Take every line from the listing below that contains "components".

GIVEN INFORMATION:
——————————
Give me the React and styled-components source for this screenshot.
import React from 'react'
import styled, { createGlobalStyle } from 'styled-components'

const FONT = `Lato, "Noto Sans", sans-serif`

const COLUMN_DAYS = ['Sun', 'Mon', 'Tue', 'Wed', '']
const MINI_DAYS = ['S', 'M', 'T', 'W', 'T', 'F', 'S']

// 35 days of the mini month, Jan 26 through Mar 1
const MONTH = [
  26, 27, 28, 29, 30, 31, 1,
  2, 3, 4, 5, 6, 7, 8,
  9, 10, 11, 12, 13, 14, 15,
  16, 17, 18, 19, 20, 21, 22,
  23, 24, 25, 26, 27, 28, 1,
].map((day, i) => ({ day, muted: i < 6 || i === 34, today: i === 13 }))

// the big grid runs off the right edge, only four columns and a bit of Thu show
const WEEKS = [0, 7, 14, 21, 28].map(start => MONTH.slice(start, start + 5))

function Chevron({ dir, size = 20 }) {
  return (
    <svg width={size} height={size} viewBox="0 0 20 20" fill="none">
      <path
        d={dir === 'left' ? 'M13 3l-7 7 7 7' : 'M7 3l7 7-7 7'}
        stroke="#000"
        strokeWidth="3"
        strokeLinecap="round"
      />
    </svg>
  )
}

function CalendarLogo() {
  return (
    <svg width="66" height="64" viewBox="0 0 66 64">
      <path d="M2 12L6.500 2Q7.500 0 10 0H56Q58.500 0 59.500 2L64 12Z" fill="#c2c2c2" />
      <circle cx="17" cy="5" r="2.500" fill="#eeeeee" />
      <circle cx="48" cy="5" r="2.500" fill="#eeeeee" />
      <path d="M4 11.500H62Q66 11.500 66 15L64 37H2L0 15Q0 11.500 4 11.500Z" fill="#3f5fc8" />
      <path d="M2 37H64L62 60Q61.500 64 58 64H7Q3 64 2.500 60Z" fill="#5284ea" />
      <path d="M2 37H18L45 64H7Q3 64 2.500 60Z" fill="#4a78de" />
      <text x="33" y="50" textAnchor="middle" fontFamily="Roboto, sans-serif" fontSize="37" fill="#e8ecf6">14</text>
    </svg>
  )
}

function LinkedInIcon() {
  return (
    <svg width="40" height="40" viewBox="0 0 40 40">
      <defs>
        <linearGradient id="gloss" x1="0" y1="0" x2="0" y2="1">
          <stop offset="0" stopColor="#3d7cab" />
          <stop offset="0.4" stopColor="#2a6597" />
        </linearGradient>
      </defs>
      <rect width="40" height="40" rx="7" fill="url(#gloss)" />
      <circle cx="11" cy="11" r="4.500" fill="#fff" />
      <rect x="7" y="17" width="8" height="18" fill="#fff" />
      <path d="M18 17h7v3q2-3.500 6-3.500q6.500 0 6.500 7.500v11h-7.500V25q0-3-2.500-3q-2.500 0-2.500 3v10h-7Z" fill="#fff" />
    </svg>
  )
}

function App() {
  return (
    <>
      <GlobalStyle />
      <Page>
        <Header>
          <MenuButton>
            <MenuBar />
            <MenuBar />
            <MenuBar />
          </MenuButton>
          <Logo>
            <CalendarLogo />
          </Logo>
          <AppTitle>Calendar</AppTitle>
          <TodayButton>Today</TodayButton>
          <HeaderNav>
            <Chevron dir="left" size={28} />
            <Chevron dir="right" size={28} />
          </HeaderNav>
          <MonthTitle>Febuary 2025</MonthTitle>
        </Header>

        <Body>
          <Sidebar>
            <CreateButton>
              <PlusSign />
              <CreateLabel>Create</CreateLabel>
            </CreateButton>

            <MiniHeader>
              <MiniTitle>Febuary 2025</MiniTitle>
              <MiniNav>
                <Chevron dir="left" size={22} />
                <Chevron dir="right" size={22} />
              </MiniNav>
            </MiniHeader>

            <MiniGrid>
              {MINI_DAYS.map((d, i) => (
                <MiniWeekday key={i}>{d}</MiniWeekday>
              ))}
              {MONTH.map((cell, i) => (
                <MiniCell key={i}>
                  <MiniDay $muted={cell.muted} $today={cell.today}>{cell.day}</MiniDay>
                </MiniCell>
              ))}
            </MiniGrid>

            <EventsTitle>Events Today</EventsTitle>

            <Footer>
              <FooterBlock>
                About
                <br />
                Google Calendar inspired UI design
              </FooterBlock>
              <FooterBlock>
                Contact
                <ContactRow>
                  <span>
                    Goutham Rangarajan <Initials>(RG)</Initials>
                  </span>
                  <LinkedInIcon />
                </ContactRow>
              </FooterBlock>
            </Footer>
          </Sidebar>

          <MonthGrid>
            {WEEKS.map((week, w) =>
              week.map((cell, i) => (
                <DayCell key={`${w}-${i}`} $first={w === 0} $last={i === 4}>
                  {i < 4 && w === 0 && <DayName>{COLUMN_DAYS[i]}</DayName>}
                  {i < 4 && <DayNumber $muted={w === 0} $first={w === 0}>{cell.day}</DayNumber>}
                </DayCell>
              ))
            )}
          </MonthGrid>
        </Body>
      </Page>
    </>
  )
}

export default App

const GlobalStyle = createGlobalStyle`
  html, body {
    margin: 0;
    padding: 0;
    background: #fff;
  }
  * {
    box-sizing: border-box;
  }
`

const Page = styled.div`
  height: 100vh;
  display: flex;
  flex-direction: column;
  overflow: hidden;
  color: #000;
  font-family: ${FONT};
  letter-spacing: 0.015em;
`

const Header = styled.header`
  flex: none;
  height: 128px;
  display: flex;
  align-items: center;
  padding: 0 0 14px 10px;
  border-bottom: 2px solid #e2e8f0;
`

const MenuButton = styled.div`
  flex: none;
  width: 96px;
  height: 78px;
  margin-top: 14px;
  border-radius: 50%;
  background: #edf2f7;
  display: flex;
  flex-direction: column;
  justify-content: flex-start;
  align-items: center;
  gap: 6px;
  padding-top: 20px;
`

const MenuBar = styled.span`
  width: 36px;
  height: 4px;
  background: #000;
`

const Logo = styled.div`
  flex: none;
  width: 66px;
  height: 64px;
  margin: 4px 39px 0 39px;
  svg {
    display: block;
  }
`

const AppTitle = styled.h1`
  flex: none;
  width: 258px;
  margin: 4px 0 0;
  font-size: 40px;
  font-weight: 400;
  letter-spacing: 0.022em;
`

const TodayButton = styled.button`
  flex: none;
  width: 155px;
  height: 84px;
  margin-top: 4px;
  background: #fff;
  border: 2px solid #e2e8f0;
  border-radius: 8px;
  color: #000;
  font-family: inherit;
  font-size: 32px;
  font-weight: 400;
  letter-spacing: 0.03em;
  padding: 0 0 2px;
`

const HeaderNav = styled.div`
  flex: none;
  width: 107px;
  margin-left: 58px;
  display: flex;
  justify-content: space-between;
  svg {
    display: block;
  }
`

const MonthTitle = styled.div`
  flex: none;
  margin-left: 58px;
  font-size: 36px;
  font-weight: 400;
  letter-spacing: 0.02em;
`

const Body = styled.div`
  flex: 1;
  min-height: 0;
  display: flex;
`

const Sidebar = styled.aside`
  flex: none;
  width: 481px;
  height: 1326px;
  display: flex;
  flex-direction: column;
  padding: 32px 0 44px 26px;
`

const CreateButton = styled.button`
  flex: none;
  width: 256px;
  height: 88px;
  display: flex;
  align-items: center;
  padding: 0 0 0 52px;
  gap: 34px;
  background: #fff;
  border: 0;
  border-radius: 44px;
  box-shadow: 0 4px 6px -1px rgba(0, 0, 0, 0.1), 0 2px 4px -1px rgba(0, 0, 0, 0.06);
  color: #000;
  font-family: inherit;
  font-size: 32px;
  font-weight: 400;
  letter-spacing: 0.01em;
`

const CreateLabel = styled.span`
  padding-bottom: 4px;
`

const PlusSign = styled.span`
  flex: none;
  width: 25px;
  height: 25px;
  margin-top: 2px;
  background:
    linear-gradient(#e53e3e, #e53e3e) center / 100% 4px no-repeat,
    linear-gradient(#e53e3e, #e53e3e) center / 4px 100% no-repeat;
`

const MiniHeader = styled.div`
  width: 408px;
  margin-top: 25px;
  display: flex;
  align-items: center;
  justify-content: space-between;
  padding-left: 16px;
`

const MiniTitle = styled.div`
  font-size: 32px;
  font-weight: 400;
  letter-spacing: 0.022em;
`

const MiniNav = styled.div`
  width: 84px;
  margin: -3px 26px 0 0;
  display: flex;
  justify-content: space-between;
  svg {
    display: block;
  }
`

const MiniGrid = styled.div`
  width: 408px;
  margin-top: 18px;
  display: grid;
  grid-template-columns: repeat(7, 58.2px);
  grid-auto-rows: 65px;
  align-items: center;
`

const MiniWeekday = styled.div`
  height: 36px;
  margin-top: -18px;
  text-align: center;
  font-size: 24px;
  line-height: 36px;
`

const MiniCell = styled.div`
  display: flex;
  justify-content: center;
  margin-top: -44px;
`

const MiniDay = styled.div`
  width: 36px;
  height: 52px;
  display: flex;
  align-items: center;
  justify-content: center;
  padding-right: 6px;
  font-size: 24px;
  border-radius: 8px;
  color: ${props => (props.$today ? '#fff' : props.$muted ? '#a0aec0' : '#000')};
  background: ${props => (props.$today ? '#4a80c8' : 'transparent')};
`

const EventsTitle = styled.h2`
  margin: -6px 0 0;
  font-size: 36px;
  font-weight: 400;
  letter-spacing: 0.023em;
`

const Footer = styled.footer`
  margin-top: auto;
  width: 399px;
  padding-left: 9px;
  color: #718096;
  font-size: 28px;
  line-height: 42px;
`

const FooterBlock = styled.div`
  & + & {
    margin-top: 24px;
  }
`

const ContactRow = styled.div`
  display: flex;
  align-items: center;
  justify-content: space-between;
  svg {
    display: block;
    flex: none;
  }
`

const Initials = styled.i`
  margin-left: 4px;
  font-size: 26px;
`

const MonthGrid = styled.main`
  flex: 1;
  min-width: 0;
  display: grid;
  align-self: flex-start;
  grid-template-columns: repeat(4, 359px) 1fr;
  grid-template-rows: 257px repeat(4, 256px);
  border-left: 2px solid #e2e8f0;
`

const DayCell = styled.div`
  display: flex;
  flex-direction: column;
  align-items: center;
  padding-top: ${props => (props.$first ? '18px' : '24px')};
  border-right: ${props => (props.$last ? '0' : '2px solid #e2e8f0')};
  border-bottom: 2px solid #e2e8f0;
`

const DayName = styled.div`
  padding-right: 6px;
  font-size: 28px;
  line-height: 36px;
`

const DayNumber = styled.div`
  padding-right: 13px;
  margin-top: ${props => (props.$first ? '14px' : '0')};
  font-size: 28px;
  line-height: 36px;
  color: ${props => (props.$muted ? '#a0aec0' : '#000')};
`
——————————
THE ANSWER:
Give me the React and styled-components source for this screenshot.
import styled, { createGlobalStyle } from 'styled-components'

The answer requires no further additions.